⟨

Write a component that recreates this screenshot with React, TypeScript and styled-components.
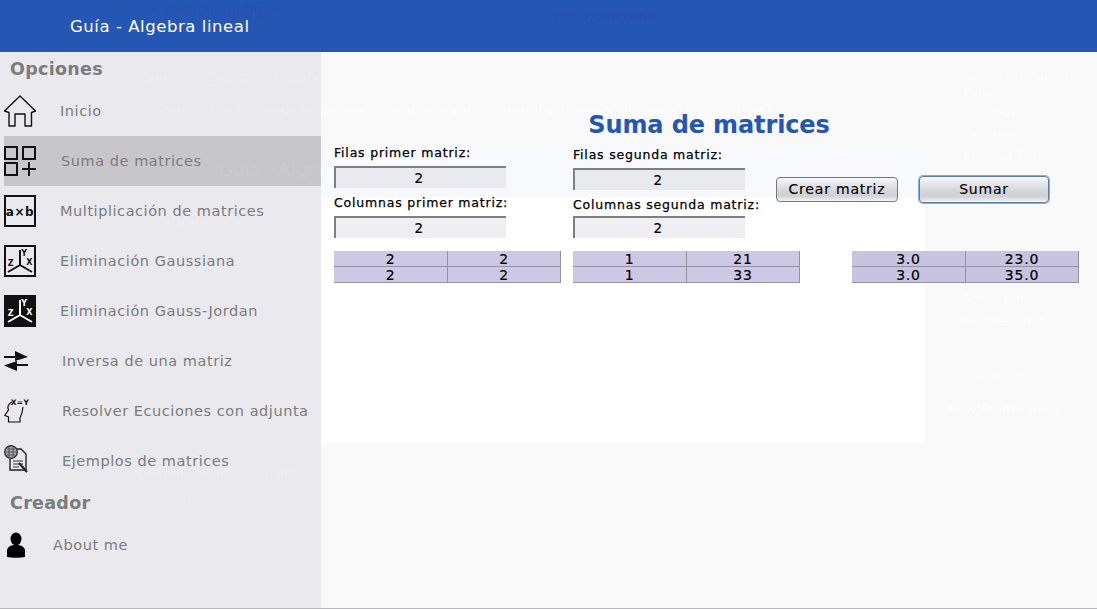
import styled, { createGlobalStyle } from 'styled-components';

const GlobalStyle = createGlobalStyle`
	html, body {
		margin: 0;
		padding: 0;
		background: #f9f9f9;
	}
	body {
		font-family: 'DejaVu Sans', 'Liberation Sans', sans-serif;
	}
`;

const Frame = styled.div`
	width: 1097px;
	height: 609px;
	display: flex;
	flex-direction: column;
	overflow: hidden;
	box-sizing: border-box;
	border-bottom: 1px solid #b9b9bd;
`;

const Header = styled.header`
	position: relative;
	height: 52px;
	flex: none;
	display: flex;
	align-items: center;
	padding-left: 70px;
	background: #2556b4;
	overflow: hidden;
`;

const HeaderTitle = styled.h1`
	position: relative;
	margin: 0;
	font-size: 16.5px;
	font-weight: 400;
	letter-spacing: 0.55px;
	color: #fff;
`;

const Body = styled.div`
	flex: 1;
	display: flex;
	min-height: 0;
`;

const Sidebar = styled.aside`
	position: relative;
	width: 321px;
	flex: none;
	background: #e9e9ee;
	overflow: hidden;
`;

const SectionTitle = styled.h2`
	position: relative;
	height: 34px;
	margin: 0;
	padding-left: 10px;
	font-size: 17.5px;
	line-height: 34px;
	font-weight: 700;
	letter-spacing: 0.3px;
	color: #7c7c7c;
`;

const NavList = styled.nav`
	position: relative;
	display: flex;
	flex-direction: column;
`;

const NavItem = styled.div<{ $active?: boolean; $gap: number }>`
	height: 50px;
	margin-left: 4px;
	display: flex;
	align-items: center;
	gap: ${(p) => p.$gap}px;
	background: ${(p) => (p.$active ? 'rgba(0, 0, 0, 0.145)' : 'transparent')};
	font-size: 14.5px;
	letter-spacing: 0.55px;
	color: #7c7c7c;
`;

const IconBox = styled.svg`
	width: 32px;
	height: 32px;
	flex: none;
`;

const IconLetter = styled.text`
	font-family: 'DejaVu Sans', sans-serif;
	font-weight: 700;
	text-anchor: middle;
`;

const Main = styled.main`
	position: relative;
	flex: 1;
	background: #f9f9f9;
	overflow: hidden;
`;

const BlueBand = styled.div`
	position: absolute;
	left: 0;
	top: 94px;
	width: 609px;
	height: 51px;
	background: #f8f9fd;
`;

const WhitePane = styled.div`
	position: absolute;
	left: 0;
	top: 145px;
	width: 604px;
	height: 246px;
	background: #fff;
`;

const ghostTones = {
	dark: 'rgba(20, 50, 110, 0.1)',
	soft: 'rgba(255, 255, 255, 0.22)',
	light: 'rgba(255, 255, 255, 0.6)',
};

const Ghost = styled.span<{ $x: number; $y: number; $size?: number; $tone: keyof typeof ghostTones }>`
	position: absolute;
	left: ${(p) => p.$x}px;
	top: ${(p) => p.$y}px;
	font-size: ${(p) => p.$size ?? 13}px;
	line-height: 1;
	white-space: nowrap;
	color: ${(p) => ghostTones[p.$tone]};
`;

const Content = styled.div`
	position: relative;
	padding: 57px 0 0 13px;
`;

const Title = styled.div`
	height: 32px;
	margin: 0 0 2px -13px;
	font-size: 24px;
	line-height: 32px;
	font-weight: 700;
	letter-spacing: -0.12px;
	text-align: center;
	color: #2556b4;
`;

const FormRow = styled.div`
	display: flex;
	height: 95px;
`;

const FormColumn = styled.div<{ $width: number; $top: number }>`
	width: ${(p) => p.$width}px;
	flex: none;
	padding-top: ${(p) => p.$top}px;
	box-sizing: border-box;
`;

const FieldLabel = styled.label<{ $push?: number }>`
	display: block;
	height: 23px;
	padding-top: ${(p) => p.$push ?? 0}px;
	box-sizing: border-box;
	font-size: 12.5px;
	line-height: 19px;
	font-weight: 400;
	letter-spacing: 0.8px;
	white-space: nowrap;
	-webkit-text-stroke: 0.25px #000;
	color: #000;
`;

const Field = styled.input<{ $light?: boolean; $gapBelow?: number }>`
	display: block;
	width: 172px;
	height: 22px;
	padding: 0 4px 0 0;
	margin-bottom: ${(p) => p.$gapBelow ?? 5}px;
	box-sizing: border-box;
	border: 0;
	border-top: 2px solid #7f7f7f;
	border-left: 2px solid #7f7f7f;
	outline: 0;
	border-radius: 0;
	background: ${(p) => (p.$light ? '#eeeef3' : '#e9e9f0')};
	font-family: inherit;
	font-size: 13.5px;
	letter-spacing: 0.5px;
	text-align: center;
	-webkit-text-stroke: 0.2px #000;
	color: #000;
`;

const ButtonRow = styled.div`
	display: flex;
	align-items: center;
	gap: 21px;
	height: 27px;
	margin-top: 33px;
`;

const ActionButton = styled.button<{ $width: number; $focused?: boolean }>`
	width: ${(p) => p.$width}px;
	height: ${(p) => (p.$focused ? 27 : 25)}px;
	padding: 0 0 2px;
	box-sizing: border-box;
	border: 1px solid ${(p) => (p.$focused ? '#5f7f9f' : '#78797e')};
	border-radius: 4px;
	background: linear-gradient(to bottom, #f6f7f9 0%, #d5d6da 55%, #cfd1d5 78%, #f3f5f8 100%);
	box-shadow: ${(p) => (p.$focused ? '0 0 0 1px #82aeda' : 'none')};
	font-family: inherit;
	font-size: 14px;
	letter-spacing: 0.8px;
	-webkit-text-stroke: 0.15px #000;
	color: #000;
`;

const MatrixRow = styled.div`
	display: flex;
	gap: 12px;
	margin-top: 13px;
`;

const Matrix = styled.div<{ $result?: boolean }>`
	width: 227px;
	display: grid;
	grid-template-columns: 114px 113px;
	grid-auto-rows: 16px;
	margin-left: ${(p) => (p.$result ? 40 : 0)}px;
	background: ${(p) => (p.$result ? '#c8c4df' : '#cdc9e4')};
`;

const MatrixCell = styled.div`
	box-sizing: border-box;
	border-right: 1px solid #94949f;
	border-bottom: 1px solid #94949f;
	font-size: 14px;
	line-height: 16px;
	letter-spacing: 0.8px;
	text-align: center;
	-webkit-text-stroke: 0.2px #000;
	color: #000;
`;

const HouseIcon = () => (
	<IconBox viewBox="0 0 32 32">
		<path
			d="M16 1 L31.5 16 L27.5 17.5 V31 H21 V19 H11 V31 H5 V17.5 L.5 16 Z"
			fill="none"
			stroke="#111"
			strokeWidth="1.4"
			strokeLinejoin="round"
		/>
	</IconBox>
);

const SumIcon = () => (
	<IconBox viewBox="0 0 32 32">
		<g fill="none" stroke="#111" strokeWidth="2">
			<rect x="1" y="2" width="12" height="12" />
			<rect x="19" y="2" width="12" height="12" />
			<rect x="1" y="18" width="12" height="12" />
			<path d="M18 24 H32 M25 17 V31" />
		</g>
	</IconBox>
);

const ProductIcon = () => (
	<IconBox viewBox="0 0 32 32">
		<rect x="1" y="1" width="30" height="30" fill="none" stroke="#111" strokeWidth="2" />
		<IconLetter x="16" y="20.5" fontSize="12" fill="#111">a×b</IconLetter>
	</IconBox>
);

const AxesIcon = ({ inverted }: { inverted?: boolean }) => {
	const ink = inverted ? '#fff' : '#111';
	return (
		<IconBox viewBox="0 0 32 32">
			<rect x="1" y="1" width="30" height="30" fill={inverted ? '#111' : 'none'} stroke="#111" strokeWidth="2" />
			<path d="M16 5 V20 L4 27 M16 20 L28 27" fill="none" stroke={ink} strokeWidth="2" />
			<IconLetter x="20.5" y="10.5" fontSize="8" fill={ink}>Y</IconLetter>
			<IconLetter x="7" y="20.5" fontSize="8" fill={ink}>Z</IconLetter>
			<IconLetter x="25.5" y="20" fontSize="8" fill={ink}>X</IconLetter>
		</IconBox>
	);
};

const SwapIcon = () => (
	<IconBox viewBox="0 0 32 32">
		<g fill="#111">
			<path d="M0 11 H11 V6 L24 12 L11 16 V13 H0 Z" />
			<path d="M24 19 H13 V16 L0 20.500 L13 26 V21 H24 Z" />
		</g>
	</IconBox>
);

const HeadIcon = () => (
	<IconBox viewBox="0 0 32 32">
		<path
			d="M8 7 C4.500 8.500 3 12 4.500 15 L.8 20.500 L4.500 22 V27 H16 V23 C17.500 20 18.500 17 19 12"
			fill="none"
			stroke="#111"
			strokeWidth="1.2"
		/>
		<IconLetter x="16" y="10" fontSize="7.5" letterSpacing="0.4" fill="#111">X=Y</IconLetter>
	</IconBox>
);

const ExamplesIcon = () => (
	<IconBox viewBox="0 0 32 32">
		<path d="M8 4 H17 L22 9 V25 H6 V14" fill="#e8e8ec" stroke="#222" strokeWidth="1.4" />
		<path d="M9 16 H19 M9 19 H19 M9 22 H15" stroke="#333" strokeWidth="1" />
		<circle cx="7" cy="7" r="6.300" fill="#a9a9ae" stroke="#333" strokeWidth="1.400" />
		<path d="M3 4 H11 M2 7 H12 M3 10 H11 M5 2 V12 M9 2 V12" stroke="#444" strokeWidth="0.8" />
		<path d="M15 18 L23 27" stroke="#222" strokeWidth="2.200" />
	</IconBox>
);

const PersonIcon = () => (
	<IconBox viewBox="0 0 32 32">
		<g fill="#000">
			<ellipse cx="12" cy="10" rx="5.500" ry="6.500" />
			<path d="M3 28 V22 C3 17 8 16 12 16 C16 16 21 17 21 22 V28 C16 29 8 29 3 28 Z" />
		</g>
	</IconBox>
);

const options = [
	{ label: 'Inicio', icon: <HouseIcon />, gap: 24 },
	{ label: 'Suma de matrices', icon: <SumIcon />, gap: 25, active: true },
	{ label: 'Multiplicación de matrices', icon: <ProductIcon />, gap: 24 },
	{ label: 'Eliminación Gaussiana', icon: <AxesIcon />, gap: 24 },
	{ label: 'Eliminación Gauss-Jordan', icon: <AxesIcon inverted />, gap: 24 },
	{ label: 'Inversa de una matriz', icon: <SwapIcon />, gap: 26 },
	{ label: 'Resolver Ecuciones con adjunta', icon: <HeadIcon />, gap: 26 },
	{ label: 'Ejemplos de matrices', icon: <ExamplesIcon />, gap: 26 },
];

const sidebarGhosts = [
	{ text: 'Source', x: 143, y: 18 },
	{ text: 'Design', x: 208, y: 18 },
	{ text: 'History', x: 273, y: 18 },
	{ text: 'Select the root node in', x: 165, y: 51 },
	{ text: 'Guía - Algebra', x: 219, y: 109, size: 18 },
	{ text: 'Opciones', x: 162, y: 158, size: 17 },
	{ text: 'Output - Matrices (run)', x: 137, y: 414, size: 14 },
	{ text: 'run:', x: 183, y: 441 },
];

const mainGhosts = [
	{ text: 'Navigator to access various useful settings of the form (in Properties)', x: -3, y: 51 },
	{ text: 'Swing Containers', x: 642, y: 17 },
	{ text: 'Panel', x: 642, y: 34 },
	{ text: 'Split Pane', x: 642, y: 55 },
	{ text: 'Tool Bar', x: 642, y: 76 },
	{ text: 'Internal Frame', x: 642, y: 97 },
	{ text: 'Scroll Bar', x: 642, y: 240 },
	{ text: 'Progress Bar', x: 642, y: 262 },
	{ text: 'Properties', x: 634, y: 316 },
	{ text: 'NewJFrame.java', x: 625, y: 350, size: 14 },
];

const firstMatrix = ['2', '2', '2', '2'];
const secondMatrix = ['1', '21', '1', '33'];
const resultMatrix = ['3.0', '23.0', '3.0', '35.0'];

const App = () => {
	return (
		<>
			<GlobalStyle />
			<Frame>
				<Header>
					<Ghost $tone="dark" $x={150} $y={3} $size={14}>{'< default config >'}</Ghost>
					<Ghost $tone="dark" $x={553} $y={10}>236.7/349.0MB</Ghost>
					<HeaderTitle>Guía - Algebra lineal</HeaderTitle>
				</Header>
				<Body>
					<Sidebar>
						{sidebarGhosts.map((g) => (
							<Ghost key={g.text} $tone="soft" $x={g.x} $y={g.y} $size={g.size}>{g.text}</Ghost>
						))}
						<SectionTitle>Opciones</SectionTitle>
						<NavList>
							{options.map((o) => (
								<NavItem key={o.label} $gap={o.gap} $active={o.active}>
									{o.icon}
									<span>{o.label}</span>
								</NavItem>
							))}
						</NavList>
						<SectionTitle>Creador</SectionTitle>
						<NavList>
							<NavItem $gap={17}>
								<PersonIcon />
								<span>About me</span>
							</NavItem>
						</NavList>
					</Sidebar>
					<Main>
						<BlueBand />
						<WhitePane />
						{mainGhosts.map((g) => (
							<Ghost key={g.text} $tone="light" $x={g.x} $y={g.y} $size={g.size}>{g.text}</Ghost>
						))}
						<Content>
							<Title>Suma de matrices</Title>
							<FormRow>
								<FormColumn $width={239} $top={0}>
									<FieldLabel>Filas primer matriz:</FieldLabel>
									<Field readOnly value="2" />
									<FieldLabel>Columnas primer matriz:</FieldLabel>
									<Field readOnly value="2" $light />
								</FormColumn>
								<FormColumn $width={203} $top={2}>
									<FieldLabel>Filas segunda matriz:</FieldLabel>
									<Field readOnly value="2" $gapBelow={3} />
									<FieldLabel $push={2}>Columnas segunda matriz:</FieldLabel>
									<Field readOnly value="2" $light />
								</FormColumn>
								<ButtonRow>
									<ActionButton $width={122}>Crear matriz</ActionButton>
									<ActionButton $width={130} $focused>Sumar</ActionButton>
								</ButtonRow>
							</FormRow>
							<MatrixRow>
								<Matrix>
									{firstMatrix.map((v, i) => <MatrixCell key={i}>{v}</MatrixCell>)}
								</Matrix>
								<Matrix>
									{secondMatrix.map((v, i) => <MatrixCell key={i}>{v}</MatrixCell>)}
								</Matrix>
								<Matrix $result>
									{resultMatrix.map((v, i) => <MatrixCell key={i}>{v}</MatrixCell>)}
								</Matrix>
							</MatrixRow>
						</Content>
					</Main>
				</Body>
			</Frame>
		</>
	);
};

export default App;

⟩

SET EXERCISE>
Look through the material above and pick out each line holding the word "components".

RESULT>
Write a component that recreates this screenshot with React, TypeScript and styled-components.
import styled, { createGlobalStyle } from 'styled-components';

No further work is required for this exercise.